I was just coming in to say what @Newcastleteacake said!

Of course your partner wants a stress free life, who doesn't. You say he gets defensive every time you bring up issues surrounding his daughter? Are there other issues too OP? It sounds like you've have created a divide between you and your DC and your DSD.
He had a child with "someone he shouldn't have/didn't love" 🙄 but you also bought into the relationship with him knowing he had a child from a previous relationship and must have understood that this would involve some compromise.
I do think you are being a bit precious about the whole thing and I feel really quite sorry for your DSD.

For the record, as you asked. My exH and I have an alternate weekend arrangement in place for my DC. We have it written down that if the DC happen to be with him on the weekend that Mother's Day falls on, then we re-jig the arrangements so that we get to be together on Mother's Day and we do exactly the same for Father's Day.

Obviously harder to do when one or both parents have potential weekend work commitments but that's what we do.

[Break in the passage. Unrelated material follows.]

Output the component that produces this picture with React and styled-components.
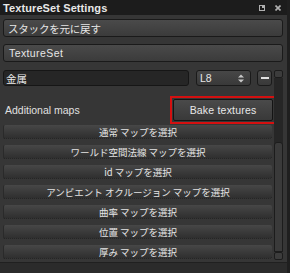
import React from 'react'
import styled, {createGlobalStyle} from 'styled-components'

const GlobalStyle = createGlobalStyle`
  body{
    margin: 0;
    background: #2a2a2a;
  }
  *{
    box-sizing: border-box;
  }
`

const maps = [
  '通常 マップを選択',
  'ワールド空間法線 マップを選択',
  'id マップを選択',
  'アンビエント オクルージョン マップを選択',
  '曲率 マップを選択',
  '位置 マップを選択',
  '厚み マップを選択',
]

const App = () => {
  return (
    <>
      <GlobalStyle />
      <Panel>
        <Header>
          <Title>TextureSet Settings</Title>
          <HeaderIcons>
            <svg width="6" height="6" viewBox="0 0 6 6">
              <rect x="0.5" y="0.5" width="5" height="5" fill="none" stroke="#b0b0b0" />
              <rect x="3" y="0" width="3" height="3" fill="#b0b0b0" />
            </svg>
            <svg width="6" height="6" viewBox="0 0 6 6">
              <path d="M0.5 0.5 L5.5 5.5 M5.5 0.5 L0.5 5.5" stroke="#b0b0b0" strokeWidth="1.6" />
            </svg>
          </HeaderIcons>
        </Header>
        <Body>
          <WideButton $jp>スタックを元に戻す</WideButton>
          <WideButton>TextureSet</WideButton>
          <Scroller>
            <Content>
              <MaterialRow>
                <Field>金属</Field>
                <Select>
                  L8
                  <svg width="6" height="9" viewBox="0 0 6 9">
                    <path d="M0 3.5 L3 0.5 L6 3.5 Z M0 5.5 L3 8.5 L6 5.5 Z" fill="#c8c8c8" />
                  </svg>
                </Select>
                <MinusButton><span /></MinusButton>
              </MaterialRow>
              <MapsHead>
                <Label>Additional maps</Label>
                <Highlight>
                  <BakeButton>Bake textures</BakeButton>
                </Highlight>
              </MapsHead>
              <MapList>
                {maps.map((m) => (
                  <MapRow key={m}>{m}</MapRow>
                ))}
              </MapList>
            </Content>
            <ScrollBar>
              <ScrollCap />
              <Track>
                <Thumb />
              </Track>
              <ScrollCap />
            </ScrollBar>
          </Scroller>
        </Body>
        <Footer />
      </Panel>
    </>
  )
}

const Panel = styled.div`
  width: 290px;
  height: 273px;
  display: flex;
  flex-direction: column;
  background: #363636;
  border-right: 3px solid #1f1f1f;
  font-family: "Liberation Sans", "Noto Sans CJK JP", sans-serif;
  color: #e0e0e0;
`

const Header = styled.div`
  height: 15px;
  flex: none;
  display: flex;
  align-items: center;
  justify-content: space-between;
  padding: 0 4px 0 3px;
  background: #1c1c1c;
`

const Title = styled.div`
  font-size: 11px;
  font-weight: bold;
  color: #e8e8e8;
  letter-spacing: 0.1px;
`

const HeaderIcons = styled.div`
  display: flex;
  gap: 10px;
  align-items: center;
  padding-right: 2px;
`

const Body = styled.div`
  display: flex;
  flex-direction: column;
  padding: 4px 4px 0 3px;
`

const WideButton = styled.div`
  height: 18px;
  margin-bottom: 7px;
  display: flex;
  align-items: center;
  padding-left: ${(p) => (p.$jp ? '4px' : '5px')};
  border: 1px solid #1a1a1a;
  border-radius: 3px;
  background: linear-gradient(#4a4a4a, #3b3b3b);
  font-size: ${(p) => (p.$jp ? '10.5px' : '10.5px')};
  letter-spacing: ${(p) => (p.$jp ? '-0.2px' : '0.4px')};
  font-family: ${(p) => (p.$jp ? '"Noto Sans CJK JP", sans-serif' : '"Liberation Sans", sans-serif')};
  color: #e6e6e6;
`

const Scroller = styled.div`
  display: flex;
  gap: 2px;
  height: 190px;
  margin-top: 1px;
`

const Content = styled.div`
  width: 270px;
  display: flex;
  flex-direction: column;
`

const MaterialRow = styled.div`
  display: flex;
  height: 16px;
  gap: 7px;
`

const Field = styled.div`
  width: 186px;
  display: flex;
  align-items: center;
  padding-left: 2px;
  background: #262626;
  border: 1px solid #161616;
  border-radius: 3px;
  font-family: "Noto Sans CJK JP", sans-serif;
  font-size: 10.5px;
  color: #ececec;
`

const Select = styled.div`
  width: 55px;
  display: flex;
  align-items: center;
  justify-content: space-between;
  padding: 0 6px 0 3px;
  background: linear-gradient(#474747, #393939);
  border: 1px solid #1a1a1a;
  border-radius: 3px;
  font-size: 10.5px;
  color: #e6e6e6;
`

const MinusButton = styled.div`
  width: 15px;
  margin-left: -1px;
  display: flex;
  align-items: center;
  justify-content: center;
  background: linear-gradient(#474747, #393939);
  border: 1px solid #1a1a1a;
  border-radius: 3px;

  span{
    width: 8px;
    height: 2px;
    background: #e0e0e0;
  }
`

const MapsHead = styled.div`
  height: 28px;
  margin-top: 10px;
  display: flex;
  align-items: center;
  justify-content: space-between;
  padding: 0 0 0 2px;
`

const Label = styled.div`
  font-size: 10.5px;
  color: #e0e0e0;
  margin-top: -1px;
`

const Highlight = styled.div`
  padding: 1px;
  margin-right: -4px;
  border: 2px solid #d41010;
`

const BakeButton = styled.div`
  width: 100px;
  height: 22px;
  display: flex;
  align-items: center;
  justify-content: center;
  background: linear-gradient(#4a4a4a, #393939);
  border: 1px solid #141414;
  border-radius: 2px;
  font-size: 10.5px;
  letter-spacing: 0.2px;
  color: #e8e8e8;
`

const MapList = styled.div`
  display: flex;
  flex-direction: column;
  gap: 6px;
  margin-top: 1px;
`

const MapRow = styled.div`
  height: 14px;
  display: flex;
  align-items: center;
  justify-content: center;
  background: linear-gradient(#474747, #2f2f2f);
  border-bottom: 1px dotted #141414;
  border-left: 1px solid #2a2a2a;
  border-radius: 2px;
  font-family: "Noto Sans CJK JP", sans-serif;
  font-size: 9.5px;
  color: #e4e4e4;
`

const ScrollBar = styled.div`
  width: 9px;
  display: flex;
  flex-direction: column;
`

const ScrollCap = styled.div`
  height: 8px;
  flex: none;
  background: #3c3c3c;
  border: 1px solid #1c1c1c;
  border-radius: 2px;
`

const Track = styled.div`
  flex: 1;
  display: flex;
  flex-direction: column;
  padding-top: 64px;
  background: #262626;
`

const Thumb = styled.div`
  flex: 1;
  background: #3a3a3a;
  border: 1px solid #1c1c1c;
  border-radius: 3px 3px 0 0;
`

const Footer = styled.div`
  flex: 1;
  margin-top: 2px;
  background: #2b2b2b;
  border-top: 1px solid #202020;
`

export default App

dontdisturbmenow · 28/02/2021 09:08

you actively decided to have a child with someone you shouldn't have (someone he says he didn't love and she's obviously not the best mum) so you chose a stressful life!
Really? But the 'yiu chose a man who already has a child doesn't apply to you?

Sadly you come across as one of those SMs whom it tolerates her SC because she has no choice and daydreams that they don't exist.

Then acting surprise when the dad is on the defensive and the child start to act out.

You don't want her there because you want all the attention from your OH on this day and resent that you SD could get any. You're not a child any longer. You child is still too young to understand the meaning of the day and your OH, although happy to celebrate doesn't see it as such a special day only you should get his full attention.

If you can't see how YOU are putting yourself in a position of competition with a child, then things are likely to oy get worse when she is old enough to understand what you are doing and pick you up on the challenge.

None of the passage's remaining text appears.